▶

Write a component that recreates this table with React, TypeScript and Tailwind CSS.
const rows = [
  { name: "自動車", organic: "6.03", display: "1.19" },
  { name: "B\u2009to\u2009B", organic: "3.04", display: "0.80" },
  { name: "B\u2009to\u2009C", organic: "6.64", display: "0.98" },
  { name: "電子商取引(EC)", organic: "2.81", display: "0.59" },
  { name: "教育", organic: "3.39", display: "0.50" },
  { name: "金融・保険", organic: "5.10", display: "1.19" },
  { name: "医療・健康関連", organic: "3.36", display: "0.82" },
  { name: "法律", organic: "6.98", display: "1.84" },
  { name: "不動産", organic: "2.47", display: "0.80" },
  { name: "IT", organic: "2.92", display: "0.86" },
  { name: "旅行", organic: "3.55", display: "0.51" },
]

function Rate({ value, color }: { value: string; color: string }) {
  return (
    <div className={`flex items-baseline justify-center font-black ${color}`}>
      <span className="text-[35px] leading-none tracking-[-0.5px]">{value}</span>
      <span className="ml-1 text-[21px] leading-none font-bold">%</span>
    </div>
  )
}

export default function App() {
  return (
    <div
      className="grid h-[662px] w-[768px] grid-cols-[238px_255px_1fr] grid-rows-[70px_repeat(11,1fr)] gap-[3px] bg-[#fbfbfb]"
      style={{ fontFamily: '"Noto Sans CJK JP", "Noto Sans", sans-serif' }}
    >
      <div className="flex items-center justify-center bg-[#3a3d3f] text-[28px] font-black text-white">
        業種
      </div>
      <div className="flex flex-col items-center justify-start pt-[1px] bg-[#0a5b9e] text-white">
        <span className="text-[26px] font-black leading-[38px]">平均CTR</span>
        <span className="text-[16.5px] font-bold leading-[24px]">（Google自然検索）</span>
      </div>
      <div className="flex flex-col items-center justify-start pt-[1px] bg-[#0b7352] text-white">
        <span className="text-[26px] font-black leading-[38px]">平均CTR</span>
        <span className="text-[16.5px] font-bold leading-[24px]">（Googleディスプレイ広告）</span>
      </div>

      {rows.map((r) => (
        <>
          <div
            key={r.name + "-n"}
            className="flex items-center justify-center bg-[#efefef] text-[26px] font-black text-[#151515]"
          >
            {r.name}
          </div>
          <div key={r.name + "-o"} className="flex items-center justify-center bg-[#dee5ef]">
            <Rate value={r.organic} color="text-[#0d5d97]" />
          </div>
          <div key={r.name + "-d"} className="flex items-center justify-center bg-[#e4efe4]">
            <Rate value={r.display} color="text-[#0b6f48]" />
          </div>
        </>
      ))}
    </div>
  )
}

◀
▶

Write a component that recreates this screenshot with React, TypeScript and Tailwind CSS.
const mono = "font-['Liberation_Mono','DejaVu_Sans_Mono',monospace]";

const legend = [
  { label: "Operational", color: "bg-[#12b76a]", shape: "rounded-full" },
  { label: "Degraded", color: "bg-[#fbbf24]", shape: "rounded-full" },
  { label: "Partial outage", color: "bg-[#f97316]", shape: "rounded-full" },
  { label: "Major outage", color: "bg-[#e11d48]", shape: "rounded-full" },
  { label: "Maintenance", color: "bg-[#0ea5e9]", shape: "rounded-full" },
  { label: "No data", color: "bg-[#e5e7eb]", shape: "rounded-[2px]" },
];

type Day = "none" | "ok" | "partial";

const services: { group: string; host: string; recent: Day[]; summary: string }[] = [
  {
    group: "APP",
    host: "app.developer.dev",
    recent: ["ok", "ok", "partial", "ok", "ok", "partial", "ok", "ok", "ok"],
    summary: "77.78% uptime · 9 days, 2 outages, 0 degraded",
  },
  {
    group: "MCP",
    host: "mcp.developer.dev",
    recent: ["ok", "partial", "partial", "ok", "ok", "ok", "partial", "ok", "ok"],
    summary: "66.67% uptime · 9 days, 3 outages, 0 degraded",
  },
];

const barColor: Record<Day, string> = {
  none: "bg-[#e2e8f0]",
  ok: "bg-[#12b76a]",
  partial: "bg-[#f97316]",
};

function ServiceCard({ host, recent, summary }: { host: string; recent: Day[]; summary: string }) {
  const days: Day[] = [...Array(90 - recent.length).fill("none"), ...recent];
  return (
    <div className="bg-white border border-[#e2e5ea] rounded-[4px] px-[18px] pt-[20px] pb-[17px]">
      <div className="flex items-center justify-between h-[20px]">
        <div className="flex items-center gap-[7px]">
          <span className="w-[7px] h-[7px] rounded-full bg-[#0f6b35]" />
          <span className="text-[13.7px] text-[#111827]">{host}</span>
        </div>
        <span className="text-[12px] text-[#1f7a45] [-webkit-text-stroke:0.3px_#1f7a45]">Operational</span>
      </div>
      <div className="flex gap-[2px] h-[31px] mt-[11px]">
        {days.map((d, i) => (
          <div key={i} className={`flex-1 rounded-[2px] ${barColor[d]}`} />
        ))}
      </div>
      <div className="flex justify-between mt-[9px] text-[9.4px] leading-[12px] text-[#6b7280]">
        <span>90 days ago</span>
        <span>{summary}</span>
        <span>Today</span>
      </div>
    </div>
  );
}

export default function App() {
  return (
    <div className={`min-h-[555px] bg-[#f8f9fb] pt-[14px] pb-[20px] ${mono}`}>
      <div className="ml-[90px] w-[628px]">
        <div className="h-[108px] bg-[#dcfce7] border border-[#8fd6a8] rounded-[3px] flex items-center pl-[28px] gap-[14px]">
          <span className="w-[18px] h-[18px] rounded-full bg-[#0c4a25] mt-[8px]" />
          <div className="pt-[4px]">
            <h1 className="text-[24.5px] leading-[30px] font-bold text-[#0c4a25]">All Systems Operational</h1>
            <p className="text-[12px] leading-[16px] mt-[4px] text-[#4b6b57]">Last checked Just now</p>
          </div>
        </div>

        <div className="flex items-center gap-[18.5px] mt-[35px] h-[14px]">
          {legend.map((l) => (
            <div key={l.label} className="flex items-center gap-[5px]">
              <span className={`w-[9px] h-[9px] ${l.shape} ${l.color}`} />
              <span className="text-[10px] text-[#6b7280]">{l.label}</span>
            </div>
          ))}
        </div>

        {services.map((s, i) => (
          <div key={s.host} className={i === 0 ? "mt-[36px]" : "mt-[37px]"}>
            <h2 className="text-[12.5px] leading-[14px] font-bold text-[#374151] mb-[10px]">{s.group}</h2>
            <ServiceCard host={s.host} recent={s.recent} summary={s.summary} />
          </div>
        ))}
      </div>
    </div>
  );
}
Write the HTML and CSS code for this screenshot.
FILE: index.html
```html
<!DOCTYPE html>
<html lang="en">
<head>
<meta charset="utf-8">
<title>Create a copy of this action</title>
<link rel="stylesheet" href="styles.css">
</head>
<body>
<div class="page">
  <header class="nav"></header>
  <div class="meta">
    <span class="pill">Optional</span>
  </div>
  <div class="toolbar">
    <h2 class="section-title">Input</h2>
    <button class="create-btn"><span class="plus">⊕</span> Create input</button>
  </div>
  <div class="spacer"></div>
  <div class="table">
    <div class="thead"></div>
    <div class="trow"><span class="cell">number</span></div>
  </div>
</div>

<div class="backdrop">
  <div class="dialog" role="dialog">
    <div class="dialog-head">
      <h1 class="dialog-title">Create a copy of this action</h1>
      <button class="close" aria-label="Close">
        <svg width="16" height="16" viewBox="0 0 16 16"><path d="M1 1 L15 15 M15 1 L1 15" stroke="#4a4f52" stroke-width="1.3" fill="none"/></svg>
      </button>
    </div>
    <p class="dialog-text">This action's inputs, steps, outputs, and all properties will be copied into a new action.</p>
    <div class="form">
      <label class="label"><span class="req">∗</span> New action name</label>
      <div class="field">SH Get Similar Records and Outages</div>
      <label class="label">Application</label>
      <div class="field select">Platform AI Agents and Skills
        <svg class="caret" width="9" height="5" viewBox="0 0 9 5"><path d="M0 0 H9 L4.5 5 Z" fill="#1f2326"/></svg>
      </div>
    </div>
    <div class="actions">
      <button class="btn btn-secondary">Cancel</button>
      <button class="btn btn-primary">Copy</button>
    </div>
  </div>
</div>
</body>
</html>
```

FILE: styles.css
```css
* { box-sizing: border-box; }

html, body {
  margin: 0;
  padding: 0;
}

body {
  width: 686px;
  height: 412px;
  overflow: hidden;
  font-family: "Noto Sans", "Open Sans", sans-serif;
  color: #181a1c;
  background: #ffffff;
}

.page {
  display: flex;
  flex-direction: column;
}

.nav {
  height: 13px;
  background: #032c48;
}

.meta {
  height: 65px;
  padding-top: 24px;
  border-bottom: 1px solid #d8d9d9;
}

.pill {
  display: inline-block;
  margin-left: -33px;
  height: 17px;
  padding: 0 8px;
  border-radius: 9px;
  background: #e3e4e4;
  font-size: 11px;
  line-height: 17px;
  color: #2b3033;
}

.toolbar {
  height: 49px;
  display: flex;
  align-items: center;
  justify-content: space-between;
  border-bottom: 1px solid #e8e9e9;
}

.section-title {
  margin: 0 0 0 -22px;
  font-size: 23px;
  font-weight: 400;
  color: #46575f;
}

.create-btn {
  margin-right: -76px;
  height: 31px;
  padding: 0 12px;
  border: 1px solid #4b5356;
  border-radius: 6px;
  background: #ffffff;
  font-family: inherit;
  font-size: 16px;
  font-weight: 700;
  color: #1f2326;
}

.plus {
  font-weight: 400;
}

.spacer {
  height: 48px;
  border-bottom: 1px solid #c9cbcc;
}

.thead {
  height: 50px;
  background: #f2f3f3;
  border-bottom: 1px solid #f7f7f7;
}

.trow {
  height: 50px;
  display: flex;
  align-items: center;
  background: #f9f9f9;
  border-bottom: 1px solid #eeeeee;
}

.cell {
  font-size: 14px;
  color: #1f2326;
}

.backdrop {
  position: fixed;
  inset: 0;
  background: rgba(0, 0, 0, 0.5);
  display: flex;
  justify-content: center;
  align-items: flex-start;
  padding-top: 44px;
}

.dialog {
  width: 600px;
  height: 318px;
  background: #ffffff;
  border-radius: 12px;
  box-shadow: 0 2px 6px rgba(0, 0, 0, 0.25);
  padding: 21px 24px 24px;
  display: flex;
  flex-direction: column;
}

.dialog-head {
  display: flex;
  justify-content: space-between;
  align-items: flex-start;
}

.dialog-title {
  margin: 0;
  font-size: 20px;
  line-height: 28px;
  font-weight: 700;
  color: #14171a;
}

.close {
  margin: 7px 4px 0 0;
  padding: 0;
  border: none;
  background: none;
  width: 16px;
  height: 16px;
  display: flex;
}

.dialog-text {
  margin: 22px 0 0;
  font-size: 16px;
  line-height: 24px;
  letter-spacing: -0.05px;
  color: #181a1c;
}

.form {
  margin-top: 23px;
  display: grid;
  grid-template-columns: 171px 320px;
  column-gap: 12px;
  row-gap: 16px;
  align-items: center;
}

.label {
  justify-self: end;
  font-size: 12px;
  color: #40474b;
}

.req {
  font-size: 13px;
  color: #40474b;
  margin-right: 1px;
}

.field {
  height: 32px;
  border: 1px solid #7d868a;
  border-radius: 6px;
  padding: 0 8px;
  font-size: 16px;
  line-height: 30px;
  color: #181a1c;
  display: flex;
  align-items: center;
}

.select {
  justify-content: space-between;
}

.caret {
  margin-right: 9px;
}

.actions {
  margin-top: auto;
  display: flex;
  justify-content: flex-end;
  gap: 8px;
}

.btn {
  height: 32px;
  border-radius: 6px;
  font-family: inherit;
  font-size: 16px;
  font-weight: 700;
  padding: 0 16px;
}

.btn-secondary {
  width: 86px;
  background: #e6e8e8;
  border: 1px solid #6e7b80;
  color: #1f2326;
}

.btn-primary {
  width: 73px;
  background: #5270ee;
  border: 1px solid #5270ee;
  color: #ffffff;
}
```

◀
▶

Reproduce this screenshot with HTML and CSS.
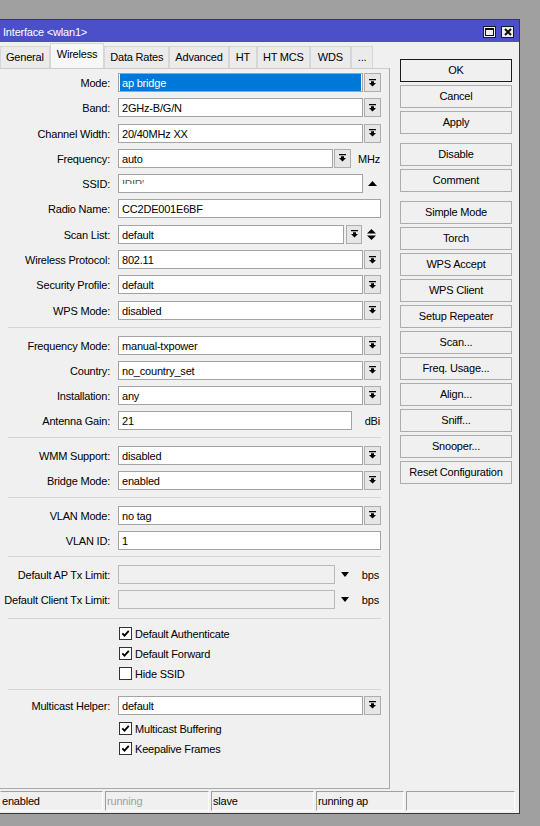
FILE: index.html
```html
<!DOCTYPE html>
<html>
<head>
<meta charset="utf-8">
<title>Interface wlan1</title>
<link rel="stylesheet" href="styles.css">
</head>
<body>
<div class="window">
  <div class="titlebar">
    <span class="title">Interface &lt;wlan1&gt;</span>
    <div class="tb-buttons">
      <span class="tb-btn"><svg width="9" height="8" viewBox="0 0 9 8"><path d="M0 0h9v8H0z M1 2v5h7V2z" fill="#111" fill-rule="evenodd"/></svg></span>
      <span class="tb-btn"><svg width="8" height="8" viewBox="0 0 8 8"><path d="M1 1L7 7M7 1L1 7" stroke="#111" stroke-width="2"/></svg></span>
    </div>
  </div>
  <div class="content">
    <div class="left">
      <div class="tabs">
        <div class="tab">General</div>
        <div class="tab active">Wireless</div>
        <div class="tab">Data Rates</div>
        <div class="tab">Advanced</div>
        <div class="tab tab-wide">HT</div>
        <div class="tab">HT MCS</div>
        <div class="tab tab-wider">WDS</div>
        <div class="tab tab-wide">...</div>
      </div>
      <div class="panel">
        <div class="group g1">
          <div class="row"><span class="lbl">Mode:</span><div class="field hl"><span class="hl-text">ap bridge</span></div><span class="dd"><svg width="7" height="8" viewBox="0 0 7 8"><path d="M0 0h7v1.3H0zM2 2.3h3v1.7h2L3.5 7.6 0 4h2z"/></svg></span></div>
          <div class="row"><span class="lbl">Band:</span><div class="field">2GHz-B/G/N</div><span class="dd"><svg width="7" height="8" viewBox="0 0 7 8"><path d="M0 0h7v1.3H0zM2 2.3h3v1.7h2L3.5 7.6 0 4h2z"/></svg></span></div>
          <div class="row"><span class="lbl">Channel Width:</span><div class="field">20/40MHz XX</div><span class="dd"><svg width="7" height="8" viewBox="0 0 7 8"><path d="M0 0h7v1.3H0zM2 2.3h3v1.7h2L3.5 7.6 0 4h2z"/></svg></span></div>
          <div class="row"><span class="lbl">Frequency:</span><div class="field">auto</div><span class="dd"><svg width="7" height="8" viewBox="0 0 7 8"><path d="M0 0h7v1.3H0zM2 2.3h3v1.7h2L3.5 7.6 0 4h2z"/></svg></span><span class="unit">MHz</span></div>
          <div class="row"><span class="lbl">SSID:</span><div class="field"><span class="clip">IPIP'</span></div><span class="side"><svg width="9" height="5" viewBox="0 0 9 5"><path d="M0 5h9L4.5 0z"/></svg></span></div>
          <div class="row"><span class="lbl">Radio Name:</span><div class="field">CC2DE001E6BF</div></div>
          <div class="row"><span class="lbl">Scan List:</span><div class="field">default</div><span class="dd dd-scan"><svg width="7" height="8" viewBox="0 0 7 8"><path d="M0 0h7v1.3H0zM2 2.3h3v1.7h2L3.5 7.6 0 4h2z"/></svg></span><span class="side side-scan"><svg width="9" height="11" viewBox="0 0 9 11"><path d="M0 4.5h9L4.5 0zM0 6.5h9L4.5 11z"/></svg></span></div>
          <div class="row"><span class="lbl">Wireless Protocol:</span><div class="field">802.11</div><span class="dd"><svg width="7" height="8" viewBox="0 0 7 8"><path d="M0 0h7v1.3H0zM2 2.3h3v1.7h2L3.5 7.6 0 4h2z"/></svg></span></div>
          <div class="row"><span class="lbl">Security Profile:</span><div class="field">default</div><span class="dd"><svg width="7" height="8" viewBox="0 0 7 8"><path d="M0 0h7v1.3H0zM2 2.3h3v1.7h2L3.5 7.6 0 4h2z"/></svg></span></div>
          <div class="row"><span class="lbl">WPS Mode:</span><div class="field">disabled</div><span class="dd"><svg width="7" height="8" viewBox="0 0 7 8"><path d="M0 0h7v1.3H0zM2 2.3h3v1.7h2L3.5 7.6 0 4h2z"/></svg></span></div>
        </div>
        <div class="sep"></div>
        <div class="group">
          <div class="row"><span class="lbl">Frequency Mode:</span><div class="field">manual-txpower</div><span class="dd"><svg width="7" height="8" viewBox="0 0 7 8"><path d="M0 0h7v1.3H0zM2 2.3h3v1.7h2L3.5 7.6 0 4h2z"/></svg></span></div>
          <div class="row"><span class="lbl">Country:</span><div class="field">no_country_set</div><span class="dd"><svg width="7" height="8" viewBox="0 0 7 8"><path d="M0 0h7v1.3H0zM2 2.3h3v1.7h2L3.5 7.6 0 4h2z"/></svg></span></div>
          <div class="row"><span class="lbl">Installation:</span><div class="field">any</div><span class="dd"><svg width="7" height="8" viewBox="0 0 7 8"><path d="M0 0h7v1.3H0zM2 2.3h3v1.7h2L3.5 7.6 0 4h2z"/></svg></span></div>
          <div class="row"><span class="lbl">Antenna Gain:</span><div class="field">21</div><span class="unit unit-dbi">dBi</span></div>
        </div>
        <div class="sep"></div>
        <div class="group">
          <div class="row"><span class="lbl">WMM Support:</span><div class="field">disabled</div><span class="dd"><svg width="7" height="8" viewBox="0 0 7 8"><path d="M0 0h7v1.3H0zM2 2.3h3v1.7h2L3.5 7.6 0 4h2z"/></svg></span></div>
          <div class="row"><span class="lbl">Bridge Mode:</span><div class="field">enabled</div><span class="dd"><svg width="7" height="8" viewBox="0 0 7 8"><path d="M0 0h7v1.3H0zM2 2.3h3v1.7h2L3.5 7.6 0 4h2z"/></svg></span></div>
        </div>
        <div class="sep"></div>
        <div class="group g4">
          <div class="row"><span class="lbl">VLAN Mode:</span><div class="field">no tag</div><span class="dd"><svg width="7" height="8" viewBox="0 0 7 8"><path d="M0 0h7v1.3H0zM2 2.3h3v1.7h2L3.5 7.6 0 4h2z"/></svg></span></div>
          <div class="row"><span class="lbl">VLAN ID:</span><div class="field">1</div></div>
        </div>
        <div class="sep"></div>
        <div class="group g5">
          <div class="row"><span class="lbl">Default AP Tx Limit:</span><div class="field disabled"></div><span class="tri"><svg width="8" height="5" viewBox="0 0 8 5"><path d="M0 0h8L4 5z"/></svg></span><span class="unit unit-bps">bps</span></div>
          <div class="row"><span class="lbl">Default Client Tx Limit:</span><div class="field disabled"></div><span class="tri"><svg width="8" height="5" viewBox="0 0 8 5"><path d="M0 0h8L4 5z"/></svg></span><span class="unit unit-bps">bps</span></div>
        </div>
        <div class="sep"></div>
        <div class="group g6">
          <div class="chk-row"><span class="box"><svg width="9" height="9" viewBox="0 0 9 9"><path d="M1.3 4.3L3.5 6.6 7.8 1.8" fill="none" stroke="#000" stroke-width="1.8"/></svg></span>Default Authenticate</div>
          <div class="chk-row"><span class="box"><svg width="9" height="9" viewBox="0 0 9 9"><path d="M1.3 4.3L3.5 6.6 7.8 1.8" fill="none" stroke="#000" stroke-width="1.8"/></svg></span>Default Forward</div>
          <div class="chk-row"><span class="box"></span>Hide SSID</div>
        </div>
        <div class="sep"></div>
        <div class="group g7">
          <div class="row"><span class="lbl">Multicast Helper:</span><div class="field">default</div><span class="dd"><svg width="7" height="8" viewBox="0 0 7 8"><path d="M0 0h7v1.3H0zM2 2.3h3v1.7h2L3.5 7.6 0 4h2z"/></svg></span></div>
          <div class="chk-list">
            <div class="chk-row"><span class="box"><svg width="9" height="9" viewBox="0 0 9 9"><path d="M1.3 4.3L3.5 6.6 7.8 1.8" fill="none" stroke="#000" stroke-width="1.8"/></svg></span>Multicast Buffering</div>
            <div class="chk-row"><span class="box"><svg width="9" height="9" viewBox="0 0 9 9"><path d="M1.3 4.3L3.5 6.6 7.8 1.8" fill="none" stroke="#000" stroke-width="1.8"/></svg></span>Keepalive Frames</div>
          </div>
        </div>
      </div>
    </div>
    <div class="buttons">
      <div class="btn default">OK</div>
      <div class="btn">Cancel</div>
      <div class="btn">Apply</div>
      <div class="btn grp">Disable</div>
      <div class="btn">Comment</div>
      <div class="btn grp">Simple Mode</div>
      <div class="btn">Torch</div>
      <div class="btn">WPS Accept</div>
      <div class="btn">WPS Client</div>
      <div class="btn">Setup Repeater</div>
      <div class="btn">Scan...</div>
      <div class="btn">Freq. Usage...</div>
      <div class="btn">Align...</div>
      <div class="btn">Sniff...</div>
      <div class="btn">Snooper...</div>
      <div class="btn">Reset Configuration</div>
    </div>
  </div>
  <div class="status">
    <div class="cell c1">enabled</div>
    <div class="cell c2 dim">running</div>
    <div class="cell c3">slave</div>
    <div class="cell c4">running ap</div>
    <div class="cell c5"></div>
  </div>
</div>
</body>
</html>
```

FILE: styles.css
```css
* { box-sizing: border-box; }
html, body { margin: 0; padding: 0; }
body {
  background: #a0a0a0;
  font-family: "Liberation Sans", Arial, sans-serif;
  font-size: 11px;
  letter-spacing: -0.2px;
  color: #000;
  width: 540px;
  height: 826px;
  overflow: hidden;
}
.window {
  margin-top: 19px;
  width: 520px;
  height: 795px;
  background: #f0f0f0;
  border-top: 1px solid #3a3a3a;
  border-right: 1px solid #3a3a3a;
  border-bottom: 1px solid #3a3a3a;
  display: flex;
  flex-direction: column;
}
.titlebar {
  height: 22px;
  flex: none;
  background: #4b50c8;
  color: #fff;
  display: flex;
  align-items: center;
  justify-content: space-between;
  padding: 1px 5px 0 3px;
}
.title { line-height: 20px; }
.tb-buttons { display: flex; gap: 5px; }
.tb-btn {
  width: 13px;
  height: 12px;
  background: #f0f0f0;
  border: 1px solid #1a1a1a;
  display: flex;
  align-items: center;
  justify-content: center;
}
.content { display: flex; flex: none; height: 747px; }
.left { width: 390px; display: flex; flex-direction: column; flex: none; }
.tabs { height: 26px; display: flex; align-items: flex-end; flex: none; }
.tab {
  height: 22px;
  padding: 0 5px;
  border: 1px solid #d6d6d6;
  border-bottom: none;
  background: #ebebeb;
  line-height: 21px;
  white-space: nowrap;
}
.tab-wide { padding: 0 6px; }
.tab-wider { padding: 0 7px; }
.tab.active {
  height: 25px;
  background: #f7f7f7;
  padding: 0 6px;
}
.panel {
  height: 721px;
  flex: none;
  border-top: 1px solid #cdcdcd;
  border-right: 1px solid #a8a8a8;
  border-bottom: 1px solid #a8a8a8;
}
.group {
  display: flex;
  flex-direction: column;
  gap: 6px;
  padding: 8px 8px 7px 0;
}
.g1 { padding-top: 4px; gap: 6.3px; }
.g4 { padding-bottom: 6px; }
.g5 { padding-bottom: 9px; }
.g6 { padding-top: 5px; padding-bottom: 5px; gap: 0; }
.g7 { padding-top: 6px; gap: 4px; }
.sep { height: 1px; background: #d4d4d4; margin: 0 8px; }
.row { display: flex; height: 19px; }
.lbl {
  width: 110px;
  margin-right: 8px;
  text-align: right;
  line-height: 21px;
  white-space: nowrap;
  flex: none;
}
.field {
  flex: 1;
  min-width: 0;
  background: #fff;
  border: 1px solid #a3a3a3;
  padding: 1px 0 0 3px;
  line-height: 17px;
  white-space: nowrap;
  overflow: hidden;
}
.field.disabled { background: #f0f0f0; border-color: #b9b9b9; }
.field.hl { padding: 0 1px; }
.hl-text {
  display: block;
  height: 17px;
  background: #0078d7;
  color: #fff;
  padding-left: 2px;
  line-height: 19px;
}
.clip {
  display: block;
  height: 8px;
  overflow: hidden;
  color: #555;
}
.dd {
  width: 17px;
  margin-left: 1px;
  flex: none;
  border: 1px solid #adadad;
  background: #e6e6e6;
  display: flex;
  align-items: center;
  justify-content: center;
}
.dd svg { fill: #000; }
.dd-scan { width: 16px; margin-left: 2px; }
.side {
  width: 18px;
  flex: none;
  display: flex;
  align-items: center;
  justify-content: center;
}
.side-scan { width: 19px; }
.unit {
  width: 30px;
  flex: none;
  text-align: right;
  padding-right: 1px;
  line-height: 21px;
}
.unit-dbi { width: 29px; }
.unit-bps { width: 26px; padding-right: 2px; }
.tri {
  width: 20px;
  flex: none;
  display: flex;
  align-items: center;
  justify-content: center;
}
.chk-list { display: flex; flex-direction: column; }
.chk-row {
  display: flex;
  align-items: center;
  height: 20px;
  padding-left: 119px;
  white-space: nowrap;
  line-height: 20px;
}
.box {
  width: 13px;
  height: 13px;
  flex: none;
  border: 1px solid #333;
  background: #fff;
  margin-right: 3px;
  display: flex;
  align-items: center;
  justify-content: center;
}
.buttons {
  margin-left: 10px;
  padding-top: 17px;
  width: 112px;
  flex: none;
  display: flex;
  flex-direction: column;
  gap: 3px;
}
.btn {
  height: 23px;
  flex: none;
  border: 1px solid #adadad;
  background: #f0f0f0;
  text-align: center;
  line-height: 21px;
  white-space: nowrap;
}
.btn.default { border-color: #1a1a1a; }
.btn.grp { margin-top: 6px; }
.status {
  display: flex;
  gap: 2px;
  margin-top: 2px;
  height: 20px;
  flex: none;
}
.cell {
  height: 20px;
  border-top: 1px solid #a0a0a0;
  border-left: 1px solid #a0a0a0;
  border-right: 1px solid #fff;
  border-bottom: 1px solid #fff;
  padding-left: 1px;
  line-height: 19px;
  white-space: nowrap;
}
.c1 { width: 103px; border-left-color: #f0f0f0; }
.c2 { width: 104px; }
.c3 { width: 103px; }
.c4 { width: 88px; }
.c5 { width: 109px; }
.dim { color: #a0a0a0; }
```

◀

TASK STATEMENT – Your task is to collect every line above that contains the word "table".

THE COMPLETED TASK –
Write a component that recreates this table with React, TypeScript and Tailwind CSS.
  <div class="table">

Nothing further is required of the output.